***** PROVIDED MATERIAL *****

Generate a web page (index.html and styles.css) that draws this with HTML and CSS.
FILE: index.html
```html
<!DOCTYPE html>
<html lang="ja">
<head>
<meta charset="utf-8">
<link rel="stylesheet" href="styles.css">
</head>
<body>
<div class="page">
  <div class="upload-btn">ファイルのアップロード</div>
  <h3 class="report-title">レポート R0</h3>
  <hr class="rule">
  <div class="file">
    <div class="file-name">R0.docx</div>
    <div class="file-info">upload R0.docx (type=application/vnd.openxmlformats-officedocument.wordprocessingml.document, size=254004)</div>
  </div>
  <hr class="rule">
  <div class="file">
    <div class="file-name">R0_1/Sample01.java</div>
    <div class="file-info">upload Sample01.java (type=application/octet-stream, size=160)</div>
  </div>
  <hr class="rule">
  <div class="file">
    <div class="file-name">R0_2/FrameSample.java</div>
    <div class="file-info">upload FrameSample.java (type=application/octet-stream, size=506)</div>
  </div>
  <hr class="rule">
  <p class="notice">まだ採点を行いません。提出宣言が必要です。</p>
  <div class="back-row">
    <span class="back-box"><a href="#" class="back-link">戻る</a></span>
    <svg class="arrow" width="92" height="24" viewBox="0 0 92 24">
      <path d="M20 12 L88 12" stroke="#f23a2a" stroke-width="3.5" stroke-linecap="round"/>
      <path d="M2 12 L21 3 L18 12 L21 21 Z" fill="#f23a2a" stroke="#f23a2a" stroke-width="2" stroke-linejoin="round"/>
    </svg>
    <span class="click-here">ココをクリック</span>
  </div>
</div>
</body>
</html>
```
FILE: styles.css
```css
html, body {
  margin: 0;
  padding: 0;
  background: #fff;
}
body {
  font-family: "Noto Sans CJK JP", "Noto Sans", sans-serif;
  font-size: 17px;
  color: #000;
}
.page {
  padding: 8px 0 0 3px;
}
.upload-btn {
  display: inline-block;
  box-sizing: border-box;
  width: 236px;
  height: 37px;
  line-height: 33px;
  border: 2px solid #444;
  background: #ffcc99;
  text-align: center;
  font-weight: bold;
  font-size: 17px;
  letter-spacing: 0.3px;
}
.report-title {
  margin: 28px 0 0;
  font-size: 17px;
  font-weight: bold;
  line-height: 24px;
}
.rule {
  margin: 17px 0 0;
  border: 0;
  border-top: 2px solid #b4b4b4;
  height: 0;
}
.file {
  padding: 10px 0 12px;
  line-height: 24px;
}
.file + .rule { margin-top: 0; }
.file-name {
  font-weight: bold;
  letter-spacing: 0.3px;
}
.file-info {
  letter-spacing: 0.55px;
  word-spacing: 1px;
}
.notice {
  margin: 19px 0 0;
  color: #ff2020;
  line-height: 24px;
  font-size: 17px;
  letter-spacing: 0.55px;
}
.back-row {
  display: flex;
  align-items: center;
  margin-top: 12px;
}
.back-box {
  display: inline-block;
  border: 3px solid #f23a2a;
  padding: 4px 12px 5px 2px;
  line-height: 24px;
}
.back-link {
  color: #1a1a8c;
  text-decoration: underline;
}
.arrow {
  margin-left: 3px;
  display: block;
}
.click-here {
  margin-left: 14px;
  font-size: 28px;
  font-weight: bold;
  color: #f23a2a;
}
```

*****
***** PROVIDED MATERIAL *****

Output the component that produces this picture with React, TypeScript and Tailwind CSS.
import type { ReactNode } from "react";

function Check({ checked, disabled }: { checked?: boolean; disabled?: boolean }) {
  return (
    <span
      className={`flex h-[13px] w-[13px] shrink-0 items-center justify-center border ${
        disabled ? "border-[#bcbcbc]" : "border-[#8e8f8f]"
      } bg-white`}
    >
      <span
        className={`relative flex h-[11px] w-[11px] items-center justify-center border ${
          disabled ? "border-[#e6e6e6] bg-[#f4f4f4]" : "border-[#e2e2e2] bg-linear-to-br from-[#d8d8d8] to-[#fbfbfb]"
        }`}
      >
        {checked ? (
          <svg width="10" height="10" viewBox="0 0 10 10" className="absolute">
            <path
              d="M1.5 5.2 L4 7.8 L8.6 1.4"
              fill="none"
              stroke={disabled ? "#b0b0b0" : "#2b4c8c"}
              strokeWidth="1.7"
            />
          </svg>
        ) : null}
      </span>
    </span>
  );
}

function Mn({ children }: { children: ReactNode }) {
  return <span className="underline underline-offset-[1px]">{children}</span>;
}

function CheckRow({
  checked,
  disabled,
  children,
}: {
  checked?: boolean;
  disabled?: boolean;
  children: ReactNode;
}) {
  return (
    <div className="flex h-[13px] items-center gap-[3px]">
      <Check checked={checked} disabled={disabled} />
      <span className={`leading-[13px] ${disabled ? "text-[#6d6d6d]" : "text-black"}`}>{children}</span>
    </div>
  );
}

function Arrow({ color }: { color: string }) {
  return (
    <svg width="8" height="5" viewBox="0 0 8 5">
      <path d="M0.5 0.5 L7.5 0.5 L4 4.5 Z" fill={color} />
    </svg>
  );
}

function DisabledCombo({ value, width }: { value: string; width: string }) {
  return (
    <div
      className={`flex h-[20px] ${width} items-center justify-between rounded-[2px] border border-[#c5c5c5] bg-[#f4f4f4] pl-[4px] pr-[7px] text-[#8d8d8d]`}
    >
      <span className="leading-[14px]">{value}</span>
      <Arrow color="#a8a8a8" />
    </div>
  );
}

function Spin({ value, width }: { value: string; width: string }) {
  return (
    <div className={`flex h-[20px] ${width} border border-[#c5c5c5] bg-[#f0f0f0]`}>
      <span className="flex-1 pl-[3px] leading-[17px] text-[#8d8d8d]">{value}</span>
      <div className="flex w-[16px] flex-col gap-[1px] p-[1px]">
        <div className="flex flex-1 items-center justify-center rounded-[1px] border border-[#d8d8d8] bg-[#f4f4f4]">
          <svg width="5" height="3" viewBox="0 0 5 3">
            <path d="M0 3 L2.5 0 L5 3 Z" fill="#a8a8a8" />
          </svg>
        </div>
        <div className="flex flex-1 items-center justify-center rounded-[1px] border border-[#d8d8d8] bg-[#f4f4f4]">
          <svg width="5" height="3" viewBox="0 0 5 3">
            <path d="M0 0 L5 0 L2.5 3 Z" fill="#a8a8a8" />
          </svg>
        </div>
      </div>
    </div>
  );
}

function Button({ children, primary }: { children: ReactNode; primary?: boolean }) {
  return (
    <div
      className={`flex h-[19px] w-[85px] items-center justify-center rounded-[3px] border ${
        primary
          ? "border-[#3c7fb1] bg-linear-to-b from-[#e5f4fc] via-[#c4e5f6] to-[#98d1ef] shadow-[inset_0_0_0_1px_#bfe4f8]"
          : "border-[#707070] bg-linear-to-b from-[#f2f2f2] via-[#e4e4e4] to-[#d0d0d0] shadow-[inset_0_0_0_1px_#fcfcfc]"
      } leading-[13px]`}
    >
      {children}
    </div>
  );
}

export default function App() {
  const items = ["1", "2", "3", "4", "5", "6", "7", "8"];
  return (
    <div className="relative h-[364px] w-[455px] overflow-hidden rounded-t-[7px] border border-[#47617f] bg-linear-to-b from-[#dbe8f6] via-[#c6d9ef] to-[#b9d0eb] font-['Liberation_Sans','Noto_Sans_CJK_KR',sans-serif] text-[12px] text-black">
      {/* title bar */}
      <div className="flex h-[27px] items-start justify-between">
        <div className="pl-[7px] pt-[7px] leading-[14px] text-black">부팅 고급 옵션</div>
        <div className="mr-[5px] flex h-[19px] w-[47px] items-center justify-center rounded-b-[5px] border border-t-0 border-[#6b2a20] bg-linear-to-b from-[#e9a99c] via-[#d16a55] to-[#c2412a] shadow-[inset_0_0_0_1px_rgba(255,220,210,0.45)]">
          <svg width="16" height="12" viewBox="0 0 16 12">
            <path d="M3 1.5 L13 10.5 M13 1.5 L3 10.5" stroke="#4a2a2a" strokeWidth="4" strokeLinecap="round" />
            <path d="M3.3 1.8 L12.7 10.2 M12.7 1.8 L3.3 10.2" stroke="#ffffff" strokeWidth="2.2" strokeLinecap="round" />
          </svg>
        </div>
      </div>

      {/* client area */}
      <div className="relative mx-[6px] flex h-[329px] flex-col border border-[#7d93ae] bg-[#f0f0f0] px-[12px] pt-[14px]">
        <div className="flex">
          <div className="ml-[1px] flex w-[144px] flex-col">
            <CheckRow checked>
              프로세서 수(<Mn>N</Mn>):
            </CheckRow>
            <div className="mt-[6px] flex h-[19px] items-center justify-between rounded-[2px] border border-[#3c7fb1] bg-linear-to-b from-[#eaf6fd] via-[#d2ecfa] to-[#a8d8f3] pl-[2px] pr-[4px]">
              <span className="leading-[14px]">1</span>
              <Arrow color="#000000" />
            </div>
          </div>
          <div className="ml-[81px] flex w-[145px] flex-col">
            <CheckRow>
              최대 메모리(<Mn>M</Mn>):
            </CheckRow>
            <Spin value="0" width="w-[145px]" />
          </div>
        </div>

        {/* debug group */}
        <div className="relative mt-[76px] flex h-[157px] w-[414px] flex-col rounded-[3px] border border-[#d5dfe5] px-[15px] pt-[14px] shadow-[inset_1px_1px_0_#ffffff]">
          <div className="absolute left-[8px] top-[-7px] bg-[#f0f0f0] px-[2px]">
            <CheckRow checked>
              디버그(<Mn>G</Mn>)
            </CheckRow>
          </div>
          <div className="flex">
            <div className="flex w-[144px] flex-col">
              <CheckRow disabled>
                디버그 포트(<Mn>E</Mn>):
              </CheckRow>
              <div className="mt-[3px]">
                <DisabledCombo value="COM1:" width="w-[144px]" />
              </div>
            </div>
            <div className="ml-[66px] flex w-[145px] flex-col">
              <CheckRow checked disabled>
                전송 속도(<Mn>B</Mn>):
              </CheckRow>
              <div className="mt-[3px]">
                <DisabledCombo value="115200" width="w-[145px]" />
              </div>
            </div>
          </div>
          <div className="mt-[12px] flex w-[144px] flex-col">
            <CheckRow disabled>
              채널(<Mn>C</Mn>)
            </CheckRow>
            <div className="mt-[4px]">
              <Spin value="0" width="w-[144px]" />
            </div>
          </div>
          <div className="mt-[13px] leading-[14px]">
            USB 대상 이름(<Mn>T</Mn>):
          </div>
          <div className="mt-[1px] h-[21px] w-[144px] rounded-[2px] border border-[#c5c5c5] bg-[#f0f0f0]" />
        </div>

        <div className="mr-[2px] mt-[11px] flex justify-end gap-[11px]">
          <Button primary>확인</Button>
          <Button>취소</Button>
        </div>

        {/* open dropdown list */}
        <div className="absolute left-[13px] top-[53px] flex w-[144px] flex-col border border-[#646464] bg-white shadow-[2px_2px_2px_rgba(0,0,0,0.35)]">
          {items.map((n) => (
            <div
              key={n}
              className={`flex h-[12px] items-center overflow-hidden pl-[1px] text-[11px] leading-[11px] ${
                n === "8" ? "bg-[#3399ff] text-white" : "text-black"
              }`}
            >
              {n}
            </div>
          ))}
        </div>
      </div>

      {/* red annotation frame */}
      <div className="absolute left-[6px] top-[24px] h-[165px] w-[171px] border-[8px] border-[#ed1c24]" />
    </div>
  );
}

*****
***** PROVIDED MATERIAL *****

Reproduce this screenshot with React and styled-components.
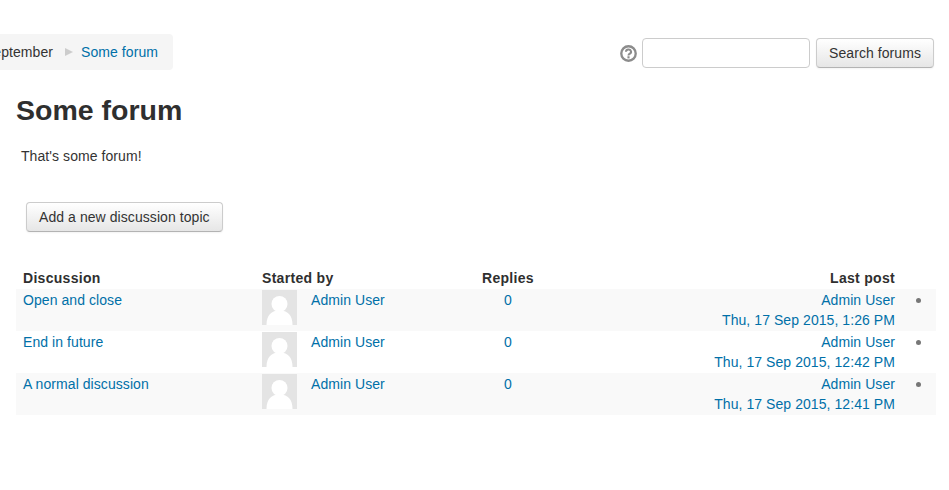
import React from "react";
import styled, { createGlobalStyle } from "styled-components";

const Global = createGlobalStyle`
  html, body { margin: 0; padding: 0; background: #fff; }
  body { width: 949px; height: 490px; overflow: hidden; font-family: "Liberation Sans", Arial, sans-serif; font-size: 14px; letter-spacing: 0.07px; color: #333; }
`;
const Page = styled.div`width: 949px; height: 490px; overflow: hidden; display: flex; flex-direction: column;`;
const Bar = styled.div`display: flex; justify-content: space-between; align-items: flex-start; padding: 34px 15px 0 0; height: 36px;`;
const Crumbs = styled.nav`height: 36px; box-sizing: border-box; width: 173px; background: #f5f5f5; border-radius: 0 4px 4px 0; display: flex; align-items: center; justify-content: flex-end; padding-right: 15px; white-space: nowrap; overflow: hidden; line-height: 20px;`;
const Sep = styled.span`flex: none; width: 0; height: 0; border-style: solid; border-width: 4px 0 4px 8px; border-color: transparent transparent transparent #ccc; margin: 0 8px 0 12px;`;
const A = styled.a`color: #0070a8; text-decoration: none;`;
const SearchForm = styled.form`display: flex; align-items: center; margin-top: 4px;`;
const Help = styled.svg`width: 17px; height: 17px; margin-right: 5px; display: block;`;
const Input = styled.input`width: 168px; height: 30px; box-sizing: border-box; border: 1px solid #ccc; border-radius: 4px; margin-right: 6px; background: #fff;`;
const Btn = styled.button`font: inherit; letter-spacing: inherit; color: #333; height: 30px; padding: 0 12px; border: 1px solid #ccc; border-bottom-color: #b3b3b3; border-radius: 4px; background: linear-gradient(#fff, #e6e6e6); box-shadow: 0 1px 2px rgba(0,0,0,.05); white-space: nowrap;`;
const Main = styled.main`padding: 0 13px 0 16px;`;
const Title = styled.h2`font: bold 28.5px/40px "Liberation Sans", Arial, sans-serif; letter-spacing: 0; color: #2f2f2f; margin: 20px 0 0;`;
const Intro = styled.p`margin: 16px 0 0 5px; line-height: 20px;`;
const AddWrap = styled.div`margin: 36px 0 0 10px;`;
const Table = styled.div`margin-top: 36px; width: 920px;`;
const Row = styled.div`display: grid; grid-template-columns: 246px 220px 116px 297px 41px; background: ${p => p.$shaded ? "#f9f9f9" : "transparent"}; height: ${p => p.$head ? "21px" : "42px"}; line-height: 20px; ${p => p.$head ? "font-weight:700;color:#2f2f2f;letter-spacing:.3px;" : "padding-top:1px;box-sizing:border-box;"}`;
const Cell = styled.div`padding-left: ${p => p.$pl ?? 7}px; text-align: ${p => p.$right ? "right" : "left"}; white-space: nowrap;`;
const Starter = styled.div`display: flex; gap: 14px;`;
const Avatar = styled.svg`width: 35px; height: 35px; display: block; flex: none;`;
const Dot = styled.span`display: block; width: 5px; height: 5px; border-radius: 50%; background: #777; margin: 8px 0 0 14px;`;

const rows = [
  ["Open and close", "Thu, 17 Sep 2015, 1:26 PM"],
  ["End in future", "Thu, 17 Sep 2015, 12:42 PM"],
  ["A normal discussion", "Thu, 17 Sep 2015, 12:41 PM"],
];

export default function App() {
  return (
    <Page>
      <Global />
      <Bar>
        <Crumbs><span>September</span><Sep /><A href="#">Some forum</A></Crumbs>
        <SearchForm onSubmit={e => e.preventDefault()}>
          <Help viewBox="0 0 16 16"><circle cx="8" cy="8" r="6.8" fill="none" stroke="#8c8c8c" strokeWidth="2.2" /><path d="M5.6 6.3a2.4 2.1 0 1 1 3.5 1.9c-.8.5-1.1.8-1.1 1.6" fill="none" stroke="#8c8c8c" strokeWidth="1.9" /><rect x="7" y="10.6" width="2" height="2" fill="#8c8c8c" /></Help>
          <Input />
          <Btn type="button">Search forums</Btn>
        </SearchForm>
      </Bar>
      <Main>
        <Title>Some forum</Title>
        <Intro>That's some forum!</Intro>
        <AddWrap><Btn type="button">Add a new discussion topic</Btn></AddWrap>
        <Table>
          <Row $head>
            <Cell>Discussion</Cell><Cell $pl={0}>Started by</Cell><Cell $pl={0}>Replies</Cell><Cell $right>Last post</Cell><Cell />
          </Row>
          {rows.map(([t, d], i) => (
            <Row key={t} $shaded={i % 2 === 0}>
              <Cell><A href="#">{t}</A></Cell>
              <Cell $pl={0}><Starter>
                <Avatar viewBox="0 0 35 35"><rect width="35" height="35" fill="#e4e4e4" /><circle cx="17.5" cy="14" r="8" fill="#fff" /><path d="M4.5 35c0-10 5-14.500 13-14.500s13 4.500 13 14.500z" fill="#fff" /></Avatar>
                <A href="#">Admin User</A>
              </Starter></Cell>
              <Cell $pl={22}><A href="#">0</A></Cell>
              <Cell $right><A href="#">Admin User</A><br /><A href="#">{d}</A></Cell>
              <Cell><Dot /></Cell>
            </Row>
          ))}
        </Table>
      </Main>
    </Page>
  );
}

*****

▶ [WHAT THE TASK ASKS]
Each line containing "with" counts once; state the total number of such lines and nothing else.

▶ [FINISHED TASK]
3